→ GIVEN TASK
List the lines of this listing that hold the word "components".

# # #

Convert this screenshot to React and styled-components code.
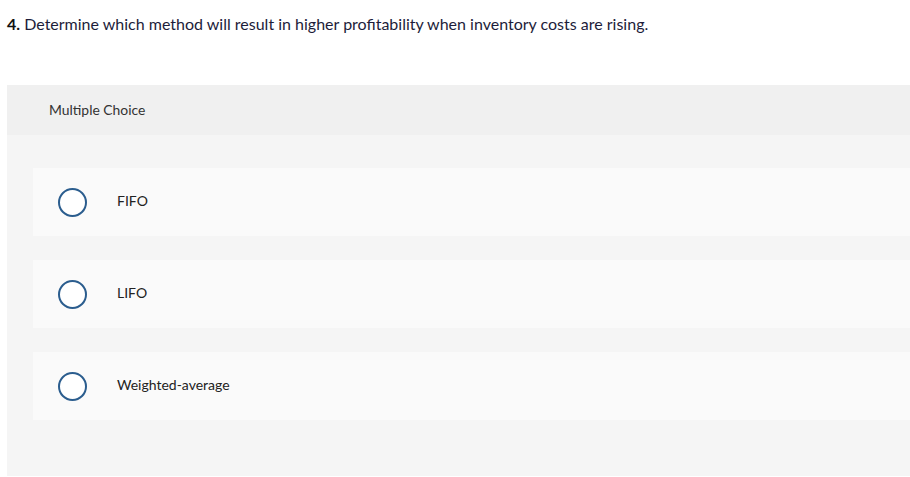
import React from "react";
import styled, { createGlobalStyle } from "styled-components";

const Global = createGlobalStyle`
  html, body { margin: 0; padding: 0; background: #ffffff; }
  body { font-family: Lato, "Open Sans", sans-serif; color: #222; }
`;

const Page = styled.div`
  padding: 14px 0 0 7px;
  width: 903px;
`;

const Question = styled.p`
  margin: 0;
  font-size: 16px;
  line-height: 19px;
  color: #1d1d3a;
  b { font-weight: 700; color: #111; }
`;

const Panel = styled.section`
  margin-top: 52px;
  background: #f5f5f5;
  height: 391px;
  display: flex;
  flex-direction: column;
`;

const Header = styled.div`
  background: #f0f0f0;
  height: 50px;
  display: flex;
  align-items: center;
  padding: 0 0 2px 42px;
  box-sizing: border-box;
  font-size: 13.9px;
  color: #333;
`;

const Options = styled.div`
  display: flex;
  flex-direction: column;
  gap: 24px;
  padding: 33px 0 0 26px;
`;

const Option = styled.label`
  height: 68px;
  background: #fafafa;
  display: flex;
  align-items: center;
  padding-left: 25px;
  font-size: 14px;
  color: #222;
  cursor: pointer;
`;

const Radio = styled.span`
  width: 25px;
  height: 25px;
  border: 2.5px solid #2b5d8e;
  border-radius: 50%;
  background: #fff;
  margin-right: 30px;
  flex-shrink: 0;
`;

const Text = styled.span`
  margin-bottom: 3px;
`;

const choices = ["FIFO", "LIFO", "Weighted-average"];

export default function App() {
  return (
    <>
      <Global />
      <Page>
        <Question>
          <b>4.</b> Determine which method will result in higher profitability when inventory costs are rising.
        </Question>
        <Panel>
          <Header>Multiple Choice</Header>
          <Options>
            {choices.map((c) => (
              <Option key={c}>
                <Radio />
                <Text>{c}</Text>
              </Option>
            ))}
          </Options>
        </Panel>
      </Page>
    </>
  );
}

# # #

→ FINISHED ANSWER
Convert this screenshot to React and styled-components code.
import styled, { createGlobalStyle } from "styled-components";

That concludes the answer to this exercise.